Hopkins, 30, spent nine years as a construction worker, graduating through the apprenticeship program with the International Union of Operating Engineers. She was making $23-$28 an hour, but she got laid off every year at the end of the construction season. That made it hard to support herself, her partner and their two children.
Seeking a steadier paycheck, she took a chance on education. She started at Columbus State’s Skilled Trades program in 2006, but soon switched to Paralegal. Paralegals assist lawyers with duties such as research and document preparation, and they do much of the heavy lifting in the legal world.
“After dealing with a notorious local slumlord and Franklin County Housing Court, I realized the law was the field that most interested and motivated me,” Hopkins says.
In June of 2009, she left the construction field to take a job at a gas station. It was a huge pay cut, but the steady schedule allowed her to plan her classes.
The Paralegal program led to another opportunity: While researching the Franklin County Law Library, she saw a job posting for an assistant law librarian. The Columbus State program had already given her the research skills she needed, and a glowing recommendation from a professor sealed the deal.
“Deborah Hoffman, an adjunct instructor for the paralegal program, gave me such a wonderful recommendation my boss said I was the obvious choice,” Hopkins says.
Tom Shanahan, professor in the Paralegal program, says Hopkins will go far in her chosen field. "Arwyn has been a student who is committed not just to law, but to social justice."

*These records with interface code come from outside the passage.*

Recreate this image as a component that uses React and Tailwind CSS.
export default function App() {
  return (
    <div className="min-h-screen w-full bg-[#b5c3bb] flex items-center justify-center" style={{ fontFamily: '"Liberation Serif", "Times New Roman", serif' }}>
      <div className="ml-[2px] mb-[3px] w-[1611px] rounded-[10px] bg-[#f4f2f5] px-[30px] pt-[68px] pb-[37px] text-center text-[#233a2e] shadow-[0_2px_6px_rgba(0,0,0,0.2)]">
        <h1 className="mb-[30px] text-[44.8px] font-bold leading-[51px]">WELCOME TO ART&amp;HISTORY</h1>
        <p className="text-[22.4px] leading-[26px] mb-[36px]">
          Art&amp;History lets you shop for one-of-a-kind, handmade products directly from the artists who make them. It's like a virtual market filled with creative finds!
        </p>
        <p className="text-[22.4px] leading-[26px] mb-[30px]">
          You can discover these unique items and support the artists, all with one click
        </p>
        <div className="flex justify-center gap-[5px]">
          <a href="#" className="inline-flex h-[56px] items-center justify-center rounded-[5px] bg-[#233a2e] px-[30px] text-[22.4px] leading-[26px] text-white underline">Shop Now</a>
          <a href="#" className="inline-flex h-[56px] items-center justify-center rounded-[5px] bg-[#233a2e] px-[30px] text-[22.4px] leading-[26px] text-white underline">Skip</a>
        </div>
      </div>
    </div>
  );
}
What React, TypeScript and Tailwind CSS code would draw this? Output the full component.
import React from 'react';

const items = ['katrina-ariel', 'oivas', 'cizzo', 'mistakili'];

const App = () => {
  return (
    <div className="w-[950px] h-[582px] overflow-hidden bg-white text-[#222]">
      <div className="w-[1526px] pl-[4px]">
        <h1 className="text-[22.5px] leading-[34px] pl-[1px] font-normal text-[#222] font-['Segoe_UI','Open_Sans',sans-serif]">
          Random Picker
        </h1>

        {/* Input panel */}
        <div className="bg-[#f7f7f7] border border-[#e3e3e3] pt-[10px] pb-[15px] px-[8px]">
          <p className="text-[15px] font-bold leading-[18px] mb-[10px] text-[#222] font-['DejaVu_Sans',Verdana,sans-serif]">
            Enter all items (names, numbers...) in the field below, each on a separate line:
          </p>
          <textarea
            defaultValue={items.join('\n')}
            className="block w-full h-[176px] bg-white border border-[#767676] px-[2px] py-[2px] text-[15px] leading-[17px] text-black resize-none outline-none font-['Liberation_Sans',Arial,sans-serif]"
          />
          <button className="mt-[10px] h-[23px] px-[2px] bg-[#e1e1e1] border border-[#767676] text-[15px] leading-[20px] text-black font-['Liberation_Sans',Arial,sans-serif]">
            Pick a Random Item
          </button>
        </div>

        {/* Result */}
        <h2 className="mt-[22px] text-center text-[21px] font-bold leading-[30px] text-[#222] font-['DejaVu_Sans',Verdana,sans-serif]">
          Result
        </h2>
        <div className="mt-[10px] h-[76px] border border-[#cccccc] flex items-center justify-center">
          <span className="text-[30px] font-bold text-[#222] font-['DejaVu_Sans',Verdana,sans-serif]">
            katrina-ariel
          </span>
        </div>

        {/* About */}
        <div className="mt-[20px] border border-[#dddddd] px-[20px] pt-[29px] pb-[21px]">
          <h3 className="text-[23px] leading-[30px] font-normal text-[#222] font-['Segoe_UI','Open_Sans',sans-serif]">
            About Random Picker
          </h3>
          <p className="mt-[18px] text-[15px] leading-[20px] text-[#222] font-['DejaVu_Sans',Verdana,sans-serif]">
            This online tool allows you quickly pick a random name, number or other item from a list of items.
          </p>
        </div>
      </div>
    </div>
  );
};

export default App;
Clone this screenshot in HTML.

Hopkins graduated the program in March 2011, and now she’s planning to go to Ohio University to complete a bachelor’s degree. Using an innovative “3+1” program, Hopkins will do a third year of general education classes at Columbus State, then complete her fourth year of classes with Ohio University. It’s one of many transfer agreements Columbus State has struck with other colleges.
After that? Arwyn dreams of law school, and then a judgeship.
“That dream used to seem unattainable for a ‘ditch-digger’ like me, until I learned that Franklin County Municipal Court Judge James Green himself was once a union carpenter,” Hopkins says. “If you put your mind to it, you truly can do anything.”